Ровно через две недели еду вторично в Ставку, на этот раз с Никитиным, который не может больше выдержать петроградской обстановки и хочет устроиться начальником штаба Туземной дивизии. На вокзале видим Савинкова, едущего с тем же поездом, что и мы, в Ставку. Его провожает Васильковский.

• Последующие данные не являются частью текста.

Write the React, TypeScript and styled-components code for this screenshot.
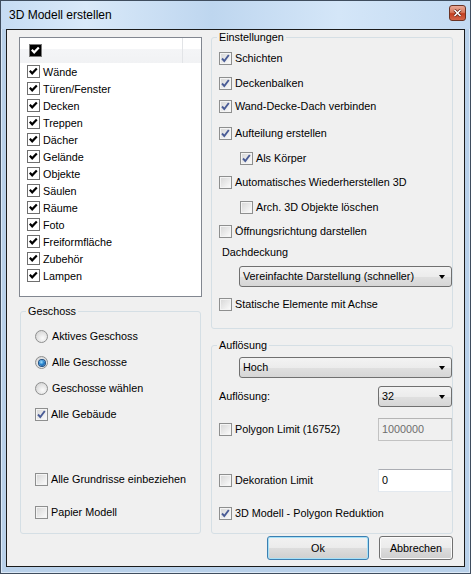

Садимся в вагон. Никитин мне сообщает, что Васильковский ему сказал, будто Савинков едет в Ставку в сопровождении Миронова, дабы произвести там обыски и аресты среди чинов штаба, состоящих членами офицерского союза и подозреваемых в контрреволюционной деятельности. Васильковский просит Никитина немедленно по приезде предупредить всех друзей в Ставке. Решаем, что с вокзала Никитин поедет с этой целью к Добржияловскому в Отдел военных сообщений, а я в генерал-квартирмейстерство к Романовскому и Плющику.